▶ **Task brief**:
Word for word, transcribe the lines below and drop the pictures.

───── Source excerpt

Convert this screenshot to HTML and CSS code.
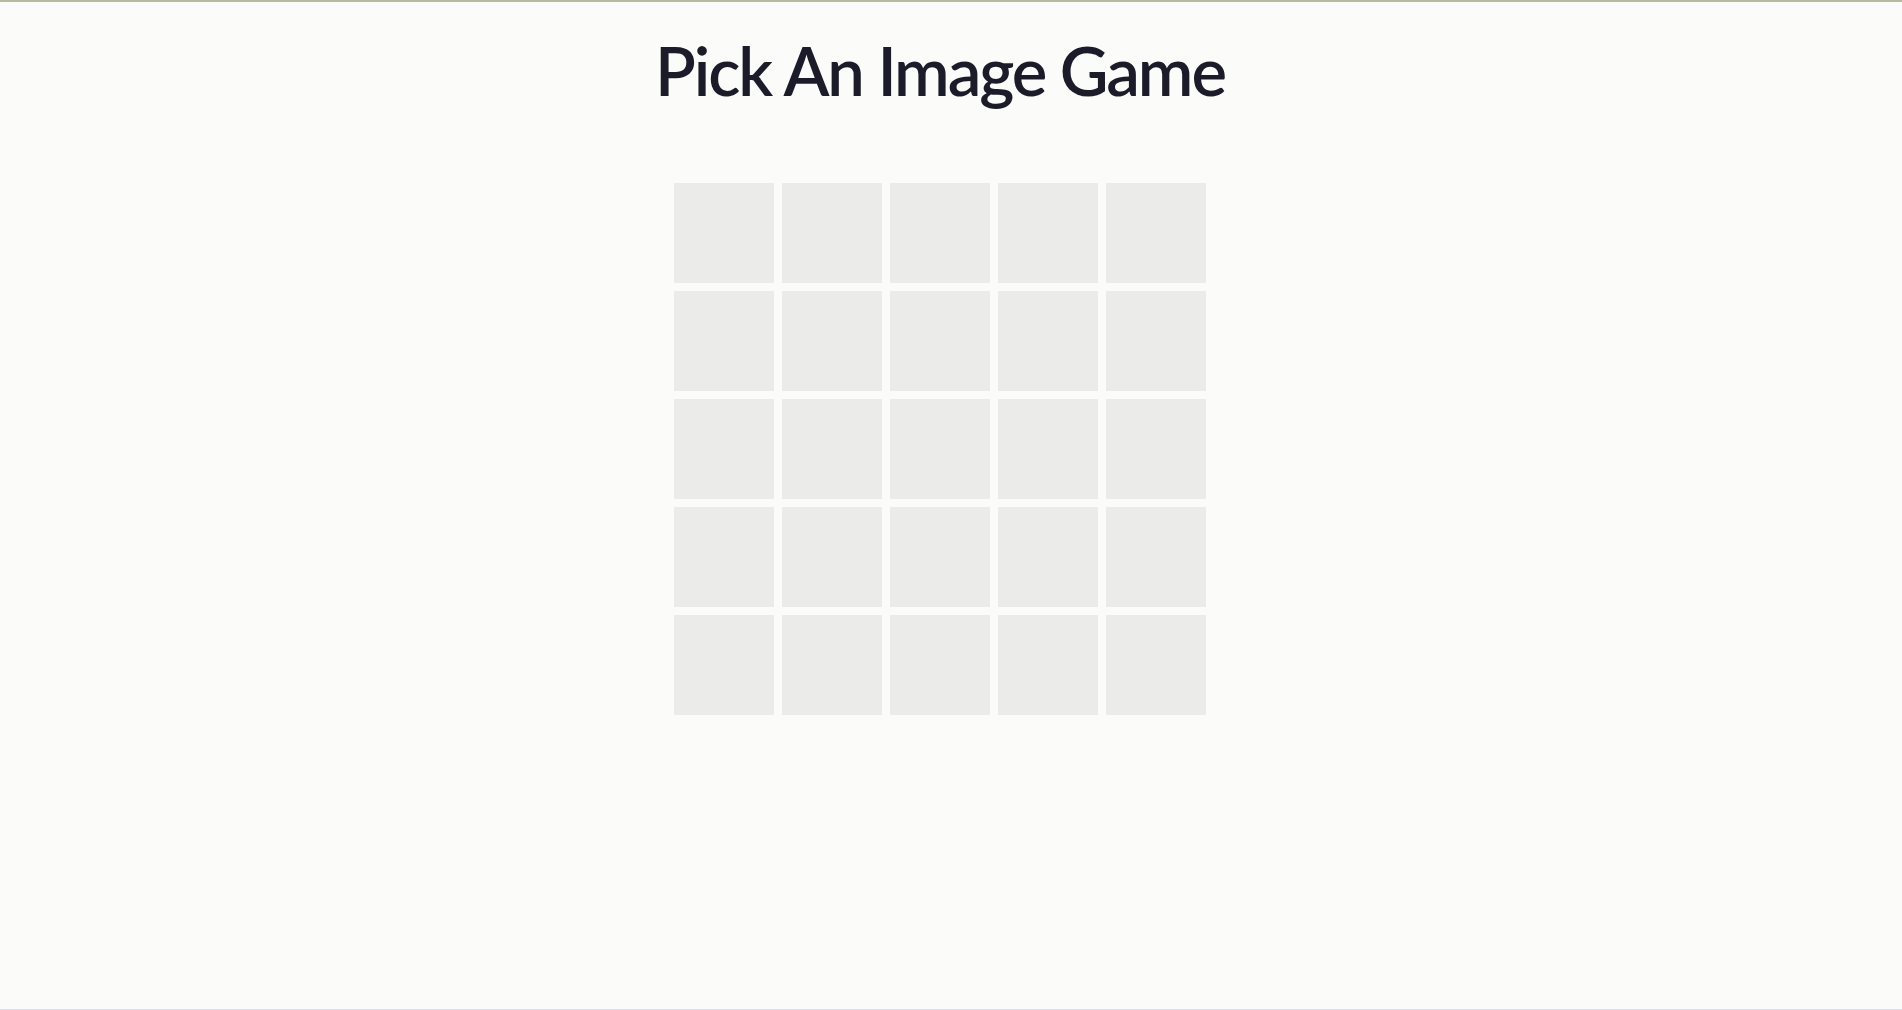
FILE: index.html
```html
<!DOCTYPE html>
<html>
<head>
<meta charset="utf-8">
<link rel="stylesheet" href="styles.css">
<title>Pick An Image Game</title>
</head>
<body>
<div class="page">
  <h1 class="title">Pick An Image Game</h1>
  <div class="board">
    <div class="tile"></div><div class="tile"></div><div class="tile"></div><div class="tile"></div><div class="tile"></div>
    <div class="tile"></div><div class="tile"></div><div class="tile"></div><div class="tile"></div><div class="tile"></div>
    <div class="tile"></div><div class="tile"></div><div class="tile"></div><div class="tile"></div><div class="tile"></div>
    <div class="tile"></div><div class="tile"></div><div class="tile"></div><div class="tile"></div><div class="tile"></div>
    <div class="tile"></div><div class="tile"></div><div class="tile"></div><div class="tile"></div><div class="tile"></div>
  </div>
</div>
</body>
</html>
```

FILE: styles.css
```css
html, body {
  margin: 0;
  padding: 0;
  height: 100%;
}
body {
  background: #fbfbf9;
  border-top: 2px solid #b9b9a2;
  border-bottom: 1px solid #dedef0;
  box-sizing: border-box;
  font-family: Lato, "Open Sans", sans-serif;
  overflow: hidden;
}
.page {
  width: 1880px;
  display: flex;
  flex-direction: column;
  align-items: center;
}
.title {
  margin: 28px 0 0;
  font-size: 67px;
  font-weight: 600;
  letter-spacing: -2.1px;
  line-height: 80px;
  color: #1b1b29;
}
.board {
  margin-top: 73px;
  display: grid;
  grid-template-columns: repeat(5, 100px);
  grid-auto-rows: 100px;
  gap: 8px;
}
.tile {
  background: #ebebea;
}
```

──────────

▶ **Output for this exercise**:
Convert this screenshot to HTML and CSS code.
FILE: index.html
```html
<!DOCTYPE html>
<html>
<head>
<meta charset="utf-8">
<link rel="stylesheet" href="styles.css">
<title>Pick An Image Game</title>
</head>
<body>
<div class="page">
  <h1 class="title">Pick An Image Game</h1>
  <div class="board">
    <div class="tile"></div><div class="tile"></div><div class="tile"></div><div class="tile"></div><div class="tile"></div>
    <div class="tile"></div><div class="tile"></div><div class="tile"></div><div class="tile"></div><div class="tile"></div>
    <div class="tile"></div><div class="tile"></div><div class="tile"></div><div class="tile"></div><div class="tile"></div>
    <div class="tile"></div><div class="tile"></div><div class="tile"></div><div class="tile"></div><div class="tile"></div>
    <div class="tile"></div><div class="tile"></div><div class="tile"></div><div class="tile"></div><div class="tile"></div>
  </div>
</div>
</body>
</html>
```

FILE: styles.css
```css
html, body {
  margin: 0;
  padding: 0;
  height: 100%;
}
body {
  background: #fbfbf9;
  border-top: 2px solid #b9b9a2;
  border-bottom: 1px solid #dedef0;
  box-sizing: border-box;
  font-family: Lato, "Open Sans", sans-serif;
  overflow: hidden;
}
.page {
  width: 1880px;
  display: flex;
  flex-direction: column;
  align-items: center;
}
.title {
  margin: 28px 0 0;
  font-size: 67px;
  font-weight: 600;
  letter-spacing: -2.1px;
  line-height: 80px;
  color: #1b1b29;
}
.board {
  margin-top: 73px;
  display: grid;
  grid-template-columns: repeat(5, 100px);
  grid-auto-rows: 100px;
  gap: 8px;
}
.tile {
  background: #ebebea;
}
```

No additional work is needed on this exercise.